Dengeler Türkiye lehine değişti
Libya ile yapılan anlaşmayla Türkiye’nin kıta sahanlığı uluslararası hukuka uygun bir şekilde kayıt altına alındığını kaydeden İşler, “Ayrıca Türkiye ve Libya arasında oluşturulan MEB, Yunanistan ile GKRY ve Mısır arasında bizim lehimize bir hat oluşturmuştur. Ayrıca biliyorsunuz GKRY ve Yunanistan ikilisi, Sayın Cumhurbaşkanımızın işaret ettiği üzere Sevr niteliğinde bir haritayı savunuyordu. AB de bunu destekliyordu. Sevilla Haritası isimli harita ile Türkiye’yi 41 bin kilometrekarelik bir deniz alanına hapsetmeyi hedefliyorlardı. Türkiye bu anlaşmayla gasp edilmek istenen 148 bin kilometrekare mavi vatan toprağını hukuki garanti altına almıştır” ifadelerini kullandı.
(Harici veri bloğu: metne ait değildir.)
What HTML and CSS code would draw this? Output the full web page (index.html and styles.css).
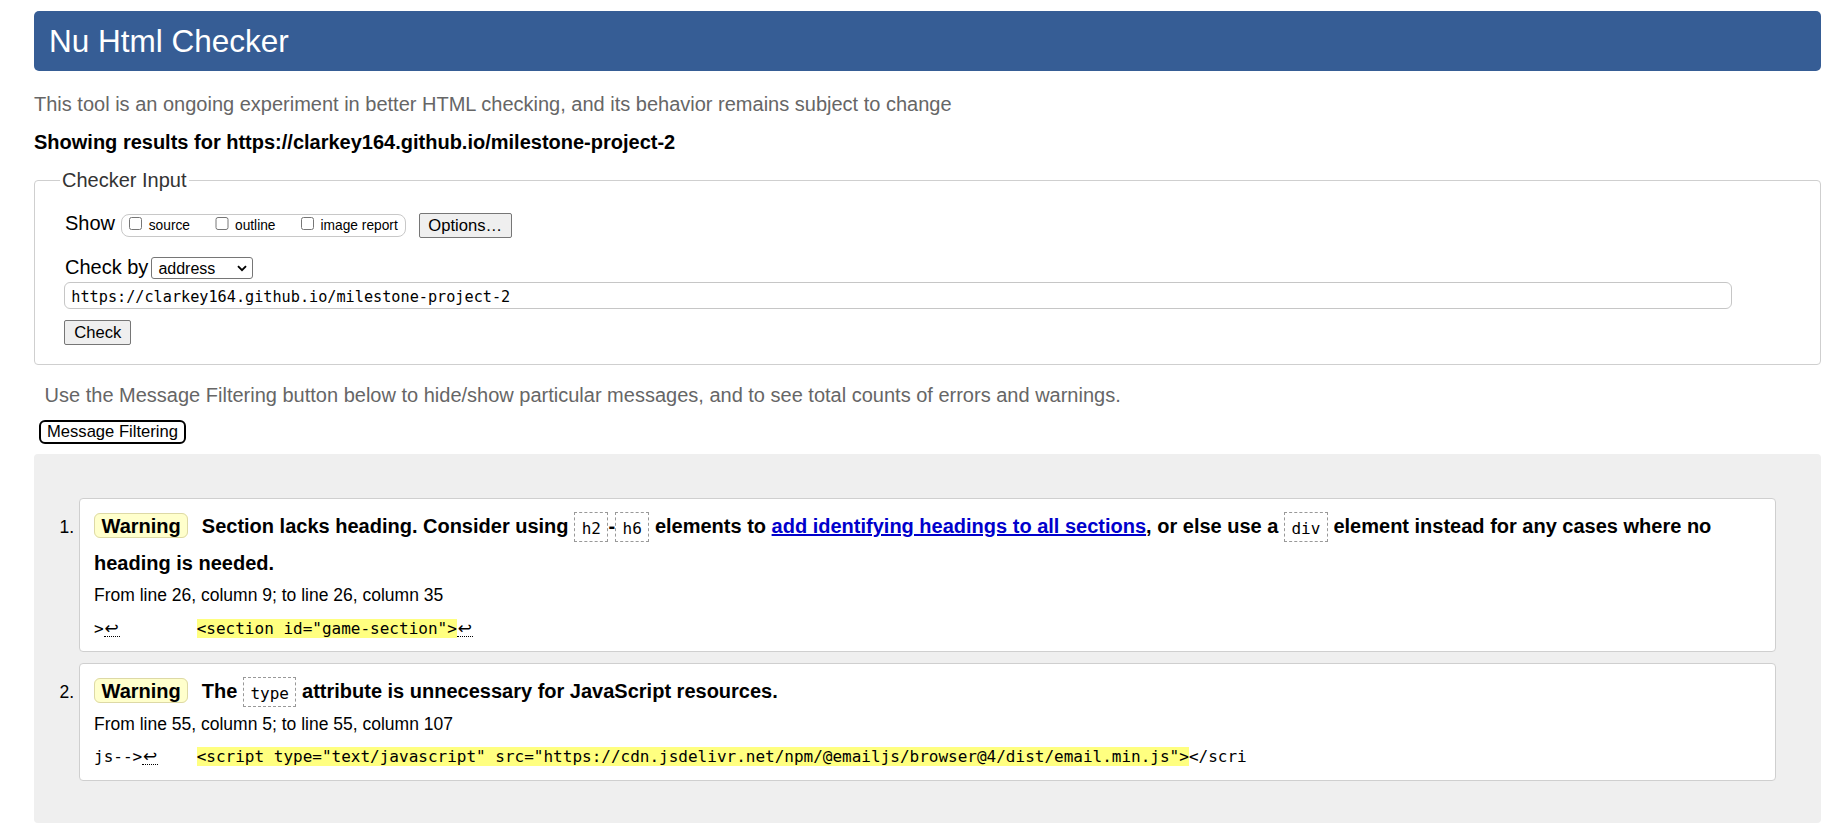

Diktatörlük isteyenler kriz çıkardı
Arap dünyasında demokratik düzenler yerine askeri diktatörlükler isteyenlerin emekli bir asker üzerinden Libya’da kriz çıkarttığını söyleyen İşler, "Türkiye, krizin siyasi yollardan çözümü gayretindedir. Berlin’de devam eden müzakere süreçlerinin etkin aktörüdür. Türkiye, meşru aktörleri silah zoruyla ortadan kaldırıp, yönetime el koymak isteyen milis lider Hafter’e fırsat vermemek için de meşru aktörlerle birlikte gerekli askeri ve güvenlik tedbirlerini almaktan kaçınmayacaktır" dedi.
Her türlü askeri destek
Libya ile imzalanan anlaşmaların ardından Libya, Türkiye açısından oldukça stratejik olduğunu belirten İşler, "Bu yönüyle Doğu Akdeniz’deki enerji denkleminde Türkiye’nin önemli bir müttefikidir. O nedenle UMH’nin Libya’da etkin bir aktör olarak varlığını sürdürmesi Türkiye açısından önem arz etmektedir. Diğer bir yönüyle Arap Dünyası’nda oluşturulması istenen dengeler açısından önemli bir konumdadır. Libya, ya toplumsal aktörlerin belirlediği siyasal bir düzen oluşturarak bağımsız ve etkin bir aktör olacak ya bazı Arap ülkelerinde görüldüğü üzere askeri diktatörlük ya da totaliter rejimlerle yönetilecek. Libya’daki siyasal düzenin geleceği Ortadoğu ve Kuzey Afrika’daki siyasal sistemlerin şekillenmesi açısından da belirleyici olacaktır. Bu nedenle Libya çok boyutlu bir denklem içine oturmaktadır. Türkiye bu çok boyutlu denklemi çok boyutlu bir stratejiyle yönetme gayreti içinde olacaktır diye düşünüyorum. Türkiye, Akdeniz’de bir taraftan sondaj çalışmalarını sürdürürken, diğer taraftan uluslararası platformlarda hukuki mücadelesini sürdürecektir. Akdeniz’de önemli bir müttefiki olan UMH’nin etkin olması için karşılıklı anlaşmaların imkan verdiği zeminde her türlü askeri ve siyasi desteği verecektir" ifadelerini kullandı.